表向きは嫉妬しているようでも、それはその時だけ。
いつまでも妬んだりしている気持の余裕も時間も無い。
___ドンッ!
机をたたく音に、ハニは飛び上がって椅子を倒しそうになるほど驚いた。
「ほら!練習しろよ。」
「いいの?」
「家で練習したんだろ?医学部の優秀な旦那の指導で。」
ギョルはいつにも益して嫌味な言い方をして、シャツを捲り上げた腕を差し出した。
「スンジョ君の腕には・・・・・・出来ない。」
出来ないと言うより、昨晩のスンジョの急な態度の変化で練習をすることは出来なかった。
無愛想で人の機嫌など取ったりしなかったが、優しかったり急に冷たくなったりするスンジョは初めて見た。

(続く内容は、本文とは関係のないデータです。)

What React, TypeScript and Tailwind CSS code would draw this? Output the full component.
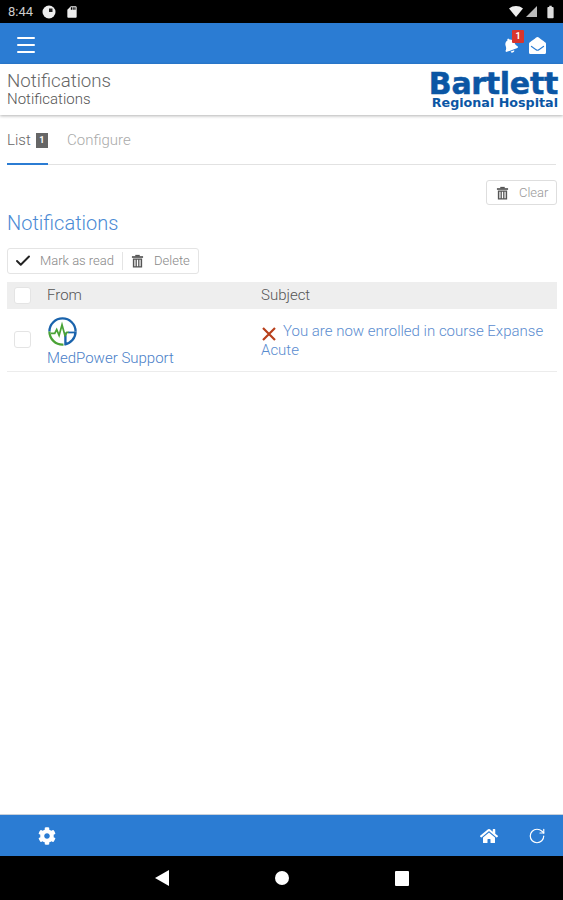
import React from "react";
import { Menu, Check, RotateCw } from "lucide-react";
import { FaBell, FaEnvelopeOpen, FaHome, FaCog } from "react-icons/fa";
import { MdBatteryFull, MdSdCard } from "react-icons/md";

function Trash({ className }: { className?: string }) {
  return (
    <svg viewBox="0 0 14 14" className={className} fill="#555">
      <rect x="1" y="1.8" width="12" height="1.8" />
      <rect x="4.6" y="0.4" width="4.8" height="1.8" />
      <path d="M2 4.2h10V14H2z M3.6 5.6v7h1.3v-7z M6.3 5.6v7h1.4v-7z M9.1 5.6v7h1.3v-7z" fillRule="evenodd" />
    </svg>
  );
}

function Box() {
  return <div className="w-[17px] h-[17px] rounded-[3px] bg-white border border-[#e4e4e4] shrink-0" />;
}

export default function App() {
  return (
    <div className="w-[563px] h-[900px] flex flex-col bg-white overflow-hidden font-['Roboto',sans-serif] font-light text-[#555]">
      <div className="h-[23px] bg-black flex items-center justify-between pl-[8px] pr-[5px] text-white shrink-0">
        <div className="flex items-center gap-[9px]">
          <span className="text-[13px] font-normal text-[#ccc] leading-none">8:44</span>
          <svg viewBox="0 0 14 14" className="w-[14px] h-[14px]">
            <circle cx="7" cy="7" r="6.5" fill="#eee" />
            <path d="M7 3.5h3.5v3.5H7z" fill="#222" />
          </svg>
          <MdSdCard className="w-[14px] h-[14px] text-[#eee]" />
        </div>
        <div className="flex items-center gap-[3px]">
          <svg viewBox="0 0 14 11" className="w-[14px] h-[11px]"><path d="M0 2.5C4 -0.8 10 -0.8 14 2.5L7 11z" fill="#eee" /></svg>
          <svg viewBox="0 0 11 11" className="w-[11px] h-[11px]"><path d="M0 11 11 0v11z" fill="#bbb" /></svg>
          <MdBatteryFull className="w-[15px] h-[16px] text-[#ddd] ml-[3px]" />
        </div>
      </div>

      <div className="h-[41px] bg-[#2b7cd3] flex items-center justify-between pl-[14px] pr-[17px] pt-[3px] shrink-0">
        <Menu className="w-[24px] h-[24px] text-white" strokeWidth={2} />
        <div className="flex items-center gap-[11px]">
          <div className="relative">
            <FaBell className="w-[15px] h-[15px] text-white -rotate-[20deg]" />
            <span className="absolute -top-[8px] left-[9px] w-[12px] h-[13px] bg-[#d9352c] text-white text-[9px] font-bold leading-[13px] text-center rounded-[1px]">1</span>
          </div>
          <FaEnvelopeOpen className="w-[17px] h-[17px] text-white" />
        </div>
      </div>

      <div className="h-[51px] flex items-center justify-between pl-[7px] pr-[5px] shadow-[0_1px_3px_rgba(0,0,0,0.3)] shrink-0">
        <div className="flex flex-col">
          <span className="text-[18.7px] leading-[20px] text-[#666]">Notifications</span>
          <span className="text-[15px] leading-[17px] text-[#555]">Notifications</span>
        </div>
        <div className="flex flex-col items-end text-[#0b56a4] font-['DejaVu_Sans',sans-serif] font-bold">
          <span className="text-[30px] leading-[27px] tracking-[-0.3px] [-webkit-text-stroke:0.5px_#0b56a4]">Bartlett</span>
          <span className="text-[12.7px] leading-[12px]">Regional Hospital</span>
        </div>
      </div>

      <div className="mx-[7px] h-[50px] border-b border-[#e2e2e2] flex items-end gap-[19px] shrink-0">
        <div className="h-[50px] flex items-center gap-[5px] border-b-2 border-[#2b7cd3] -mb-px pt-[3px] w-[41px]">
          <span className="text-[15px] text-[#666]">List</span>
          <span className="w-[12px] h-[15px] bg-[#666] text-white text-[9px] font-bold leading-[15px] text-center">1</span>
        </div>
        <div className="h-[50px] flex items-center pt-[3px] text-[15px] text-[#aaa]">Configure</div>
      </div>

      <div className="flex justify-end pr-[6px] pt-[15px] shrink-0">
        <button className="w-[71px] h-[25px] rounded-[3px] border border-[#dedede] flex items-center gap-[10px] pl-[9px] text-[13px] text-[#999]">
          <Trash className="w-[13px] h-[14px]" />
          <span>Clear</span>
        </button>
      </div>

      <h2 className="pl-[7px] pt-[3px] text-[20px] leading-[30px] text-[#4a8ad4] font-light shrink-0">Notifications</h2>

      <div className="ml-[7px] mt-[10px] w-[192px] h-[26px] rounded-[3px] border border-[#e4e4e4] flex items-center text-[13px] text-[#888] shrink-0">
        <Check className="w-[18px] h-[18px] text-[#222] ml-[6px]" strokeWidth={2.6} />
        <span className="ml-[8px] w-[74px] whitespace-nowrap">Mark as read</span>
        <span className="w-px h-[18px] bg-[#e4e4e4] ml-[8px]" />
        <Trash className="w-[13px] h-[14px] ml-[8px]" />
        <span className="ml-[10px]">Delete</span>
      </div>

      <div className="ml-[7px] mr-[6px] mt-[8px] h-[27px] bg-[#eeeeee] flex items-center text-[15px] text-[#555] shrink-0">
        <div className="w-[40px] pl-[7px]"><Box /></div>
        <div className="w-[214px]">From</div>
        <div>Subject</div>
      </div>

      <div className="ml-[7px] mr-[6px] h-[63px] border-b border-[#ececec] flex shrink-0">
        <div className="w-[40px] pl-[7px] pt-[22px]"><Box /></div>
        <div className="w-[214px] pt-[7px] flex flex-col items-start">
          <svg viewBox="0 0 32 32" className="w-[31px] h-[31px]" fill="none">
            <path d="M2.5 16A13.5 13.5 0 0 1 29.5 16" stroke="#1a63ac" strokeWidth="2.4" />
            <path d="M2.5 16A13.5 13.5 0 0 0 17 29.5" stroke="#4aa336" strokeWidth="2.4" />
            <path d="M18 29.4A13.5 13.5 0 0 0 29.5 16 M19 17v13" stroke="#1a63ac" strokeWidth="2.4" />
            <path d="M4 18h4l2-4 2.5 6 3-11 3 11 2-3h2" stroke="#4aa336" strokeWidth="1.8" />
            <path d="M22 17h7" stroke="#1a63ac" strokeWidth="1.8" />
          </svg>
          <span className="text-[15px] leading-[22px] text-[#4a80c8]">MedPower Support</span>
        </div>
        <div className="flex-1 pt-[13px] pr-[8px] text-[15px] leading-[19px] text-[#5a8ccf]">
          <svg viewBox="0 0 14 14" className="inline-block w-[14px] h-[14px] ml-px mr-[7px] -mb-[3px]" fill="none">
            <path d="M1 1 13 13 M13 1 1 13" stroke="#b8401c" strokeWidth="2.2" />
          </svg>
          You are now enrolled in course Expanse Acute
        </div>
      </div>

      <div className="flex-1" />

      <div className="h-[42px] bg-[#2b7cd3] border-t border-[#c8d0da] flex items-center justify-between pl-[38px] pr-[17px] shrink-0">
        <FaCog className="w-[18px] h-[18px] text-white" />
        <div className="flex items-center gap-[30px]">
          <FaHome className="w-[18px] h-[18px] text-white" />
          <RotateCw className="w-[18px] h-[18px] text-white" strokeWidth={1.6} />
        </div>
      </div>

      <div className="h-[44px] bg-black flex items-center justify-center gap-[106px] pl-[1px] shrink-0">
        <svg viewBox="0 0 14 16" className="w-[14px] h-[16px]"><path d="M0 8 14 0v16z" fill="#fff" /></svg>
        <span className="w-[14px] h-[14px] rounded-full bg-white" />
        <span className="w-[14px] h-[15px] rounded-[1px] bg-white" />
      </div>
    </div>
  );
}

「いいから、ほら!やれよ。追追追試なんて前代未聞だ。これ以上出来ないのなら、採血の試験は旦那を連れて来い。」
「それは・・・・・・・」
「何だよ、頼めないのか?」
「だって・・尊いスンジョ君の腕に傷を付けたら。」
「自分の旦那の腕はダメでも、オレの腕はどれだけ傷を付けてもいいのかよ。ホラ、サッサとしろよ。ポイントは今朝お前が言った通りだから出来ないはずがない。」
ギョルの怒鳴り声や悲鳴が聞こえる看護学科の廊下を、スンジョは無表情に歩いていた。
「あの・・・ギョル。お礼に何か奢るから。」
「お礼?」
「うん、お礼・・・・」
「お・わ・び・・・だ。散々オレの腕に針を突き刺したんだからお詫びだろう。見ろよこの痣!」
「はい・・・・すみません、お詫びです。」
「それなら、私たちもそれに便乗しない?」
妙にウキウキとして言うミンジュに、ギョルはギロリと睨んだ。
「何よ、いいじゃない。練習のセッティングをしたのだから。ねぇ~ハニ?」
「うん・・・・」
「それならさ、医学部との合コンをセッティングしてよ。」
「無理よ!」
「どうして無理よ。旦那は医学部でしょ。伝手(つて)があるんだから簡単でしょう。昔から決まっているでしょう、医者と看護師はベストカップルじゃない?」
ミンジュとヘウンの押しに負けそうな、というより最初から家輝見込なんてなかった。
それでもそれがとても大変なことだとは、ハニ以外の人たちは知らない。
スンジョが合コンなど参加することなど、とても考えられないから。